Problem to solve »
All of the data needs to be repeated exactly.

Information shown »
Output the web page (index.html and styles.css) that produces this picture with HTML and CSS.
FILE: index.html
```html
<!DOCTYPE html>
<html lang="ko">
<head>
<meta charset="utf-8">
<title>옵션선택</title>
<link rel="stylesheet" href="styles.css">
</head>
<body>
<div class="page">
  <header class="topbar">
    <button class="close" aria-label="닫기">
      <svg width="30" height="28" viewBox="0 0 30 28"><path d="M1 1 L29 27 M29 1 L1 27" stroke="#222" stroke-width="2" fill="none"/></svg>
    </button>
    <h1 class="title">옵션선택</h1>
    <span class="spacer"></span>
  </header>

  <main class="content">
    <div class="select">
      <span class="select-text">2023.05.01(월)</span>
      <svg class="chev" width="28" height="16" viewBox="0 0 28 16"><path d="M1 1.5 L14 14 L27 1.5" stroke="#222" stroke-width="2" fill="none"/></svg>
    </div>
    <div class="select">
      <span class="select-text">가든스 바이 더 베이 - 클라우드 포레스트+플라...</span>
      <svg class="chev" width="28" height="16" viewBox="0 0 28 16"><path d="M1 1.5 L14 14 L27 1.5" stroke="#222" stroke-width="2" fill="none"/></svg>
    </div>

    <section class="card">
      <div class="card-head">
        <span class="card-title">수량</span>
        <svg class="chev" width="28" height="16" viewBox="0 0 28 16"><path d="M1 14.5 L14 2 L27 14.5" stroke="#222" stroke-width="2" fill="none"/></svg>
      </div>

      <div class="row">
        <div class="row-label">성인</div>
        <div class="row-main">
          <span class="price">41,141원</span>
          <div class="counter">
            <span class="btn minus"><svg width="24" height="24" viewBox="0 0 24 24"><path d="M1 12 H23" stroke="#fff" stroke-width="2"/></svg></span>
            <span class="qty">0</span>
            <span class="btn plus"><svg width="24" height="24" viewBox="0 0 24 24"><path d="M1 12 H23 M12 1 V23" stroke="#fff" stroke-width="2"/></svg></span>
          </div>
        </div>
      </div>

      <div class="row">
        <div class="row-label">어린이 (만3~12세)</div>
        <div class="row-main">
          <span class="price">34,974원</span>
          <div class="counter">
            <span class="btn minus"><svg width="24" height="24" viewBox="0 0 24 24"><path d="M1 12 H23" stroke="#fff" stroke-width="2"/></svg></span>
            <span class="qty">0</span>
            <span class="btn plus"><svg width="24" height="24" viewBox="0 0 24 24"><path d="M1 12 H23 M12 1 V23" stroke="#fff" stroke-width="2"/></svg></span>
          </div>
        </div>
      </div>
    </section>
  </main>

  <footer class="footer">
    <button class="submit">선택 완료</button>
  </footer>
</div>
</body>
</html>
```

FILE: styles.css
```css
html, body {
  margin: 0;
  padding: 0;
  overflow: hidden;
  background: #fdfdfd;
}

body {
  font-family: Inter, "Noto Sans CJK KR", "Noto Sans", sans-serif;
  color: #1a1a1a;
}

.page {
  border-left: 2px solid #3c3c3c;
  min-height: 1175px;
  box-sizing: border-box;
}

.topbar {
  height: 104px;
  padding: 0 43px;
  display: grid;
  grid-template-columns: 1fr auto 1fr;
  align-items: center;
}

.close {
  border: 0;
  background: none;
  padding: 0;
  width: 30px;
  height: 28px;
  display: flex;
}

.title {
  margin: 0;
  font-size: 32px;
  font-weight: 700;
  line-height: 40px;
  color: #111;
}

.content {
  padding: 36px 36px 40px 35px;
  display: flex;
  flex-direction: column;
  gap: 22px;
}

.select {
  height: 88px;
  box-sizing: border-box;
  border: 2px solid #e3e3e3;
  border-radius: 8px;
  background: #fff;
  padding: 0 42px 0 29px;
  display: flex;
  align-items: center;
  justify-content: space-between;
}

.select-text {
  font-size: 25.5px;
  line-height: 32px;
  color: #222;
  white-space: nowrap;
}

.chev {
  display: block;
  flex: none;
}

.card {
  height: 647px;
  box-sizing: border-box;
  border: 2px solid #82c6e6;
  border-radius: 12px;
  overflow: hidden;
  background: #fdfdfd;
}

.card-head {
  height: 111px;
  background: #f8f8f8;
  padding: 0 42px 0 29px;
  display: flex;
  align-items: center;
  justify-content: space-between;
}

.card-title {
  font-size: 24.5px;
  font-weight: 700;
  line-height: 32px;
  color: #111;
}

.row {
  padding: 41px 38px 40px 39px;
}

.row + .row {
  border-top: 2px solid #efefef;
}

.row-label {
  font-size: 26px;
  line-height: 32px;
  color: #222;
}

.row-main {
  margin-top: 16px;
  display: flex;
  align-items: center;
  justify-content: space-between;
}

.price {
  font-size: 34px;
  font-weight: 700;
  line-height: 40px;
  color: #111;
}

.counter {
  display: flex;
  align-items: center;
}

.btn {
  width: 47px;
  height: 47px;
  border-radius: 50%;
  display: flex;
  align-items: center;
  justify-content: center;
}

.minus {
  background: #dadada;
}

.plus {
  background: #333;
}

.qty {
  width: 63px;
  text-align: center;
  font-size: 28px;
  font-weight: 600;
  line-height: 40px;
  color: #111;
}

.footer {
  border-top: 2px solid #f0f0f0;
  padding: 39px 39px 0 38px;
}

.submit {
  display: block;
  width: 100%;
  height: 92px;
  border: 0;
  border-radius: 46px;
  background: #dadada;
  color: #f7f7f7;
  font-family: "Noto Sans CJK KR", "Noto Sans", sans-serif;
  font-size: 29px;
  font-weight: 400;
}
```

Solution to this task »
Output the web page (index.html and styles.css) that produces this picture with HTML and CSS.
FILE: index.html
```html
<!DOCTYPE html>
<html lang="ko">
<head>
<meta charset="utf-8">
<title>옵션선택</title>
<link rel="stylesheet" href="styles.css">
</head>
<body>
<div class="page">
  <header class="topbar">
    <button class="close" aria-label="닫기">
      <svg width="30" height="28" viewBox="0 0 30 28"><path d="M1 1 L29 27 M29 1 L1 27" stroke="#222" stroke-width="2" fill="none"/></svg>
    </button>
    <h1 class="title">옵션선택</h1>
    <span class="spacer"></span>
  </header>

  <main class="content">
    <div class="select">
      <span class="select-text">2023.05.01(월)</span>
      <svg class="chev" width="28" height="16" viewBox="0 0 28 16"><path d="M1 1.5 L14 14 L27 1.5" stroke="#222" stroke-width="2" fill="none"/></svg>
    </div>
    <div class="select">
      <span class="select-text">가든스 바이 더 베이 - 클라우드 포레스트+플라...</span>
      <svg class="chev" width="28" height="16" viewBox="0 0 28 16"><path d="M1 1.5 L14 14 L27 1.5" stroke="#222" stroke-width="2" fill="none"/></svg>
    </div>

    <section class="card">
      <div class="card-head">
        <span class="card-title">수량</span>
        <svg class="chev" width="28" height="16" viewBox="0 0 28 16"><path d="M1 14.5 L14 2 L27 14.5" stroke="#222" stroke-width="2" fill="none"/></svg>
      </div>

      <div class="row">
        <div class="row-label">성인</div>
        <div class="row-main">
          <span class="price">41,141원</span>
          <div class="counter">
            <span class="btn minus"><svg width="24" height="24" viewBox="0 0 24 24"><path d="M1 12 H23" stroke="#fff" stroke-width="2"/></svg></span>
            <span class="qty">0</span>
            <span class="btn plus"><svg width="24" height="24" viewBox="0 0 24 24"><path d="M1 12 H23 M12 1 V23" stroke="#fff" stroke-width="2"/></svg></span>
          </div>
        </div>
      </div>

      <div class="row">
        <div class="row-label">어린이 (만3~12세)</div>
        <div class="row-main">
          <span class="price">34,974원</span>
          <div class="counter">
            <span class="btn minus"><svg width="24" height="24" viewBox="0 0 24 24"><path d="M1 12 H23" stroke="#fff" stroke-width="2"/></svg></span>
            <span class="qty">0</span>
            <span class="btn plus"><svg width="24" height="24" viewBox="0 0 24 24"><path d="M1 12 H23 M12 1 V23" stroke="#fff" stroke-width="2"/></svg></span>
          </div>
        </div>
      </div>
    </section>
  </main>

  <footer class="footer">
    <button class="submit">선택 완료</button>
  </footer>
</div>
</body>
</html>
```

FILE: styles.css
```css
html, body {
  margin: 0;
  padding: 0;
  overflow: hidden;
  background: #fdfdfd;
}

body {
  font-family: Inter, "Noto Sans CJK KR", "Noto Sans", sans-serif;
  color: #1a1a1a;
}

.page {
  border-left: 2px solid #3c3c3c;
  min-height: 1175px;
  box-sizing: border-box;
}

.topbar {
  height: 104px;
  padding: 0 43px;
  display: grid;
  grid-template-columns: 1fr auto 1fr;
  align-items: center;
}

.close {
  border: 0;
  background: none;
  padding: 0;
  width: 30px;
  height: 28px;
  display: flex;
}

.title {
  margin: 0;
  font-size: 32px;
  font-weight: 700;
  line-height: 40px;
  color: #111;
}

.content {
  padding: 36px 36px 40px 35px;
  display: flex;
  flex-direction: column;
  gap: 22px;
}

.select {
  height: 88px;
  box-sizing: border-box;
  border: 2px solid #e3e3e3;
  border-radius: 8px;
  background: #fff;
  padding: 0 42px 0 29px;
  display: flex;
  align-items: center;
  justify-content: space-between;
}

.select-text {
  font-size: 25.5px;
  line-height: 32px;
  color: #222;
  white-space: nowrap;
}

.chev {
  display: block;
  flex: none;
}

.card {
  height: 647px;
  box-sizing: border-box;
  border: 2px solid #82c6e6;
  border-radius: 12px;
  overflow: hidden;
  background: #fdfdfd;
}

.card-head {
  height: 111px;
  background: #f8f8f8;
  padding: 0 42px 0 29px;
  display: flex;
  align-items: center;
  justify-content: space-between;
}

.card-title {
  font-size: 24.5px;
  font-weight: 700;
  line-height: 32px;
  color: #111;
}

.row {
  padding: 41px 38px 40px 39px;
}

.row + .row {
  border-top: 2px solid #efefef;
}

.row-label {
  font-size: 26px;
  line-height: 32px;
  color: #222;
}

.row-main {
  margin-top: 16px;
  display: flex;
  align-items: center;
  justify-content: space-between;
}

.price {
  font-size: 34px;
  font-weight: 700;
  line-height: 40px;
  color: #111;
}

.counter {
  display: flex;
  align-items: center;
}

.btn {
  width: 47px;
  height: 47px;
  border-radius: 50%;
  display: flex;
  align-items: center;
  justify-content: center;
}

.minus {
  background: #dadada;
}

.plus {
  background: #333;
}

.qty {
  width: 63px;
  text-align: center;
  font-size: 28px;
  font-weight: 600;
  line-height: 40px;
  color: #111;
}

.footer {
  border-top: 2px solid #f0f0f0;
  padding: 39px 39px 0 38px;
}

.submit {
  display: block;
  width: 100%;
  height: 92px;
  border: 0;
  border-radius: 46px;
  background: #dadada;
  color: #f7f7f7;
  font-family: "Noto Sans CJK KR", "Noto Sans", sans-serif;
  font-size: 29px;
  font-weight: 400;
}
```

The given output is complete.